Automated pulmonary nodule detection in CT images using 3D deep squeeze-and-excitation networks.

Abstract

Pulmonary nodule detection has great significance for early treating lung cancer and increasing patient survival. This work presents a novel automated computer-aided detection scheme for pulmonary nodules based on deep convolutional neural networks (DCNNs). The proposed approach employs 3D DCNNs based on squeeze-and-excitation network and residual network (SE-ResNet) for pulmonary nodule candidate detection and false-positive reduction. Specifically, a 3D region proposal network with a U-Net-like structure is designed for detecting pulmonary nodule candidates.
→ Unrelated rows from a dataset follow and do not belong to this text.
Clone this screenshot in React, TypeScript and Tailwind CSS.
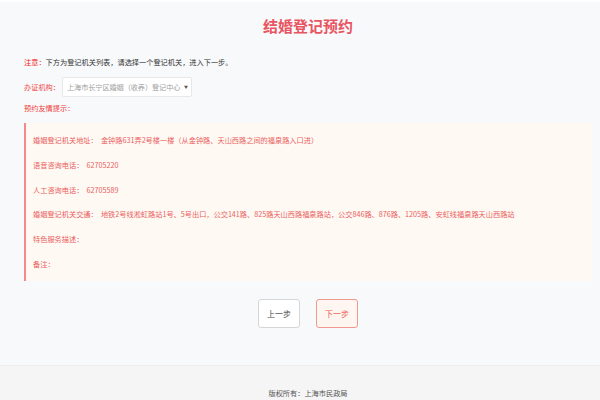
const cjk = "font-['Noto_Sans_CJK_SC','Noto_Sans',sans-serif]";

const tips = [
  "婚姻登记机关地址：  金钟路631弄2号楼一楼（从金钟路、天山西路之间的福泉路入口进）",
  "语音咨询电话：  62705220",
  "人工咨询电话：  62705589",
  "婚姻登记机关交通：  地铁2号线淞虹路站1号、5号出口，公交141路、825路天山西路福泉路站，公交846路、876路、1205路、安虹线福泉路天山西路站",
  "特色服务描述：",
  "备注：",
];

export default function App() {
  return (
    <div className={`flex h-[400px] w-[600px] flex-col overflow-hidden bg-[#f8f9fb] ${cjk}`}>
      <header className="flex h-[50px] items-center justify-center border-t-2 border-white pl-[16px]">
        <h1 className="text-[15px] font-bold text-[#e85562]">结婚登记预约</h1>
      </header>

      <div className="pl-[24px] pr-[8px]">
        <p className="mt-[6px] text-[7.2px] leading-[12px] text-[#333]">
          <span className="text-[#f02020]">注意：</span>
          下方为登记机关列表，请选择一个登记机关，进入下一步。
        </p>

        <div className="mt-[9px] flex items-center">
          <span className="text-[7.2px] text-[#f04848]">办证机构：</span>
          <div className="ml-[2px] flex h-[20px] w-[130px] items-center justify-between whitespace-nowrap rounded-[2px] border border-[#e8e8e8] bg-white pl-[4px] pr-[3px] text-[7.2px] text-[#a0a0a0]">
            <span className="tracking-[-0.1px]">上海市长宁区婚姻（收养）登记中心</span>
            <span className="text-[4px] text-[#555]">▼</span>
          </div>
        </div>

        <p className="mt-[5px] text-[7.2px] leading-[12px] text-[#f03a3a]">预约友情提示：</p>

        <div className="mt-[9px] flex h-[158px] flex-col gap-[12.8px] border-l-2 border-[#f28a8a] bg-[#fff9f4] pt-[11px] pb-[11px] pl-[7px]">
          {tips.map((t) => (
            <p key={t} className="whitespace-pre text-[7.2px] leading-[12px] text-[#e9605c]">
              {t}
            </p>
          ))}
        </div>
      </div>

      <div className="mt-[18px] flex justify-center gap-[16px] pl-[16px]">
        <button className="h-[29px] w-[42px] rounded-[3px] border border-[#d6d6d6] bg-white text-[8px] text-[#444]">
          上一步
        </button>
        <button className="h-[29px] w-[42px] rounded-[3px] border border-[#ee9a92] bg-[#fff6f1] text-[8px] text-[#e8584e]">
          下一步
        </button>
      </div>

      <footer className="mt-auto h-[35px] border-t border-[#eeeeee] bg-[#f5f5f5] pl-[16px] pt-[21px] text-center text-[7.2px] leading-[12px] text-[#555]">
        版权所有：上海市民政局
      </footer>
    </div>
  );
}
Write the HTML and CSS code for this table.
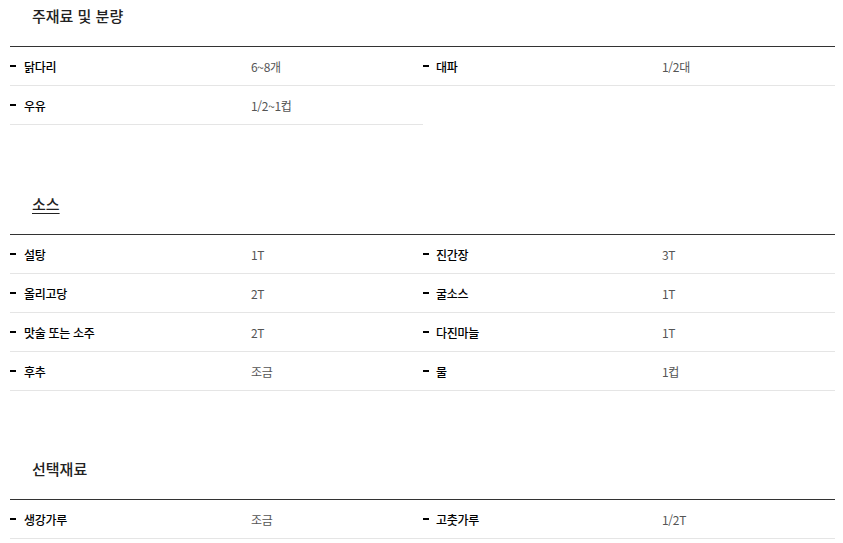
FILE: index.html
```html
<!DOCTYPE html>
<html lang="ko">
<head>
<meta charset="utf-8">
<link rel="stylesheet" href="styles.css">
</head>
<body>
<div class="wrap">
  <section class="group">
    <h3 class="group-title">주재료 및 분량</h3>
    <ul class="list">
      <li class="item"><span class="name">닭다리</span><span class="amount">6~8개</span></li>
      <li class="item"><span class="name">대파</span><span class="amount">1/2대</span></li>
      <li class="item"><span class="name">우유</span><span class="amount">1/2~1컵</span></li>
    </ul>
  </section>
  <section class="group group-sauce">
    <h3 class="group-title"><span class="underline">소스</span></h3>
    <ul class="list">
      <li class="item"><span class="name">설탕</span><span class="amount">1T</span></li>
      <li class="item"><span class="name">진간장</span><span class="amount">3T</span></li>
      <li class="item"><span class="name">올리고당</span><span class="amount">2T</span></li>
      <li class="item"><span class="name">굴소스</span><span class="amount">1T</span></li>
      <li class="item"><span class="name">맛술 또는 소주</span><span class="amount">2T</span></li>
      <li class="item"><span class="name">다진마늘</span><span class="amount">1T</span></li>
      <li class="item"><span class="name">후추</span><span class="amount">조금</span></li>
      <li class="item"><span class="name">물</span><span class="amount">1컵</span></li>
    </ul>
  </section>
  <section class="group group-option">
    <h3 class="group-title">선택재료</h3>
    <ul class="list">
      <li class="item"><span class="name">생강가루</span><span class="amount">조금</span></li>
      <li class="item"><span class="name">고춧가루</span><span class="amount">1/2T</span></li>
    </ul>
  </section>
</div>
</body>
</html>
```

FILE: styles.css
```css
html, body {
  margin: 0;
  padding: 0;
  background: #fff;
}
body {
  font-family: "Noto Sans CJK KR", "Noto Sans", sans-serif;
  color: #000;
}
.wrap {
  width: 825px;
  padding: 6px 8px 0 10px;
}
.group-sauce {
  margin-top: 69px;
}
.group-option {
  margin-top: 68px;
}
.group-title {
  margin: 0 0 20px;
  padding-left: 22px;
  font-size: 15px;
  line-height: 20px;
  font-weight: 500;
  color: #222;
}
.underline {
  text-decoration: underline;
  text-underline-offset: 3px;
}
.list {
  list-style: none;
  margin: 0;
  padding: 0;
  border-top: 1px solid #333;
  display: grid;
  grid-template-columns: 413px 412px;
}
.item {
  display: flex;
  align-items: center;
  height: 38px;
  border-bottom: 1px solid #e5e5e5;
  font-size: 12px;
}
.name {
  position: relative;
  width: 227px;
  padding-left: 14px;
  color: #000;
  font-weight: 500;
  letter-spacing: -0.3px;
}
.name::before {
  content: "";
  position: absolute;
  left: 0;
  top: 50%;
  width: 6px;
  height: 2px;
  margin-top: -1px;
  background: #000;
}
.item:nth-child(even) .name {
  width: 226px;
  padding-left: 13px;
}
.amount {
  color: #555;
  letter-spacing: -0.3px;
}
```
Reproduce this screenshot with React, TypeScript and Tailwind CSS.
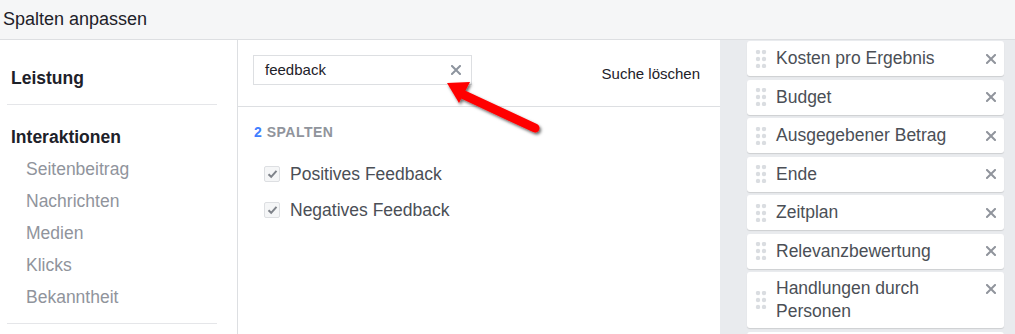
import React from "react";

const Grip = () => (
  <svg width="12" height="18" viewBox="0 0 12 18" className="shrink-0">
    {[2, 9, 16].map((y) =>
      [3, 9].map((x) => <circle key={`${x}-${y}`} cx={x} cy={y} r="2.2" fill="#dadde1" />)
    )}
  </svg>
);

const X = ({ c = "#90949c" }: { c?: string }) => (
  <svg width="10" height="10" viewBox="0 0 10 10">
    <path d="M1 1L9 9M9 1L1 9" stroke={c} strokeWidth="2" strokeLinecap="square" />
  </svg>
);

const Check = () => (
  <div className="w-[16px] h-[16px] rounded-[2px] border border-[#dddfe2] bg-[#f5f6f7] flex items-center justify-center">
    <svg width="11" height="10" viewBox="0 0 11 10">
      <path d="M1.5 5.2L4.2 7.8L9.5 1.8" stroke="#7f838a" strokeWidth="2" fill="none" />
    </svg>
  </div>
);

const cards: string[][] = [
  ["Kosten pro Ergebnis"],
  ["Budget"],
  ["Ausgegebener Betrag"],
  ["Ende"],
  ["Zeitplan"],
  ["Relevanzbewertung"],
  ["Handlungen durch", "Personen"],
  [""],
];

export default function App() {
  return (
    <div
      className="w-[1015px] h-[334px] overflow-hidden bg-white flex flex-col relative"
      style={{ fontFamily: '"Liberation Sans", Arial, sans-serif' }}
    >
      <div className="h-[40px] shrink-0 bg-[#f5f6f7] border-b border-[#dddfe2] flex items-center pl-[3px] text-[18px] text-[#1d2129]">
        Spalten anpassen
      </div>
      <div className="flex flex-1 min-h-0">
        <div className="w-[238px] shrink-0 border-r border-[#dddfe2] pl-[7px] pr-[20px]">
          <div className="h-[65px] border-b border-[#e5e6e9] flex items-center pl-[4px] pt-[13px] text-[17.5px] font-bold text-[#1d2129]">
            Leistung
          </div>
          <div className="pt-[22px] pl-[4px] border-b border-[#e5e6e9] pb-[10px]">
            <div className="text-[17.5px] font-bold text-[#1d2129] leading-[20px]">Interaktionen</div>
            <div className="flex flex-col pl-[15px] pt-[6px] text-[17.5px] text-[#90949c]">
              {["Seitenbeitrag", "Nachrichten", "Medien", "Klicks", "Bekanntheit"].map((t) => (
                <div key={t} className="h-[32px] leading-[32px]">
                  {t}
                </div>
              ))}
            </div>
          </div>
        </div>
        <div className="w-[482px] shrink-0 flex flex-col">
          <div className="h-[67px] border-b border-[#dddfe2] flex items-start pt-[15px] pl-[15px] pr-[20px] justify-between">
            <div className="w-[219px] h-[30px] border border-[#dddfe2] flex items-center justify-between pl-[11px] pr-[10px] text-[15px] text-[#1d2129]">
              <span>feedback</span>
              <X c="#8d949e" />
            </div>
            <div className="pt-[8px] text-[15px] text-[#1d2129]">Suche löschen</div>
          </div>
          <div className="pl-[16px] pt-[15px] text-[14px] font-bold text-[#90949c] tracking-[0.5px]">
            <span className="text-[#4080ff]">2</span> SPALTEN
          </div>
          <div className="pl-[26px] pt-[19px] flex flex-col gap-[12px]">
            {["Positives Feedback", "Negatives Feedback"].map((t) => (
              <div key={t} className="flex items-center gap-[10px] h-[24px] text-[17.5px] text-[#4b4f56]">
                <Check />
                <span>{t}</span>
              </div>
            ))}
          </div>
        </div>
        <div className="flex-1 bg-[#e9ebee] pl-[27px] pr-[11px] pt-[1px] flex flex-col gap-[3.5px]">
          {cards.map((lines, i) => (
            <div
              key={i}
              className={`shrink-0 bg-white rounded-[3px] shadow-[0_1px_1px_rgba(0,0,0,0.12)] flex justify-between pl-[8px] pr-[8px] ${
                lines.length > 1 ? "items-start py-[5px]" : "items-center h-[35px]"
              }`}
            >
              <div className="flex items-center gap-[9px]">
                <Grip />
                <div className="text-[17.5px] text-[#4b4f56] leading-[23px]">
                  {lines.map((l, j) => (
                    <div key={j}>{l}</div>
                  ))}
                </div>
              </div>
              {lines[0] !== "" && (
                <div className={lines.length > 1 ? "pt-[7px]" : ""}>
                  <X />
                </div>
              )}
            </div>
          ))}
        </div>
      </div>
      <svg
        className="absolute left-0 top-0 pointer-events-none"
        width="1015"
        height="334"
        viewBox="0 0 1015 334"
      >
        <defs>
          <filter id="sh" x="-20%" y="-50%" width="140%" height="200%">
            <feDropShadow dx="1.5" dy="2" stdDeviation="1.5" floodColor="#000" floodOpacity="0.6" />
          </filter>
        </defs>
        <g filter="url(#sh)">
          <line x1="535" y1="128" x2="462" y2="94" stroke="#ff0000" strokeWidth="9" strokeLinecap="round" />
          <polygon points="447,83 470,82 459,103" fill="#ff0000" />
        </g>
      </svg>
    </div>
  );
}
For the subsequent false-positive reduction, a 3D SE-ResNet-based classifier is presented to accurately discriminate the true nodules from candidates. The 3D SE-ResNet modules boost the representational power of the network by adaptively recalibrating channel-wise residual feature responses. Both models utilize 3D SE-ResNet modules to learn nodule features effectively and improve nodule detection performance. On the public available lung nodule analysis 2016 dataset with 888 scans included, the proposed method reaches high detection sensitivities of 93.6% and 95.7% at one and four false positives per scan, respectively. Meanwhile, the competition performance metric score of 0.904 is achieved. The proposed method has the capability to detect multi-size nodules, especially the extremely small nodules. In this paper, a 3D DCNNs framework based on 3D SE-ResNet modules is proposed to detect pulmonary nodules in chest CT images accurately. Experimental results demonstrate superior effectiveness of the proposed approach in pulmonary nodule detection task.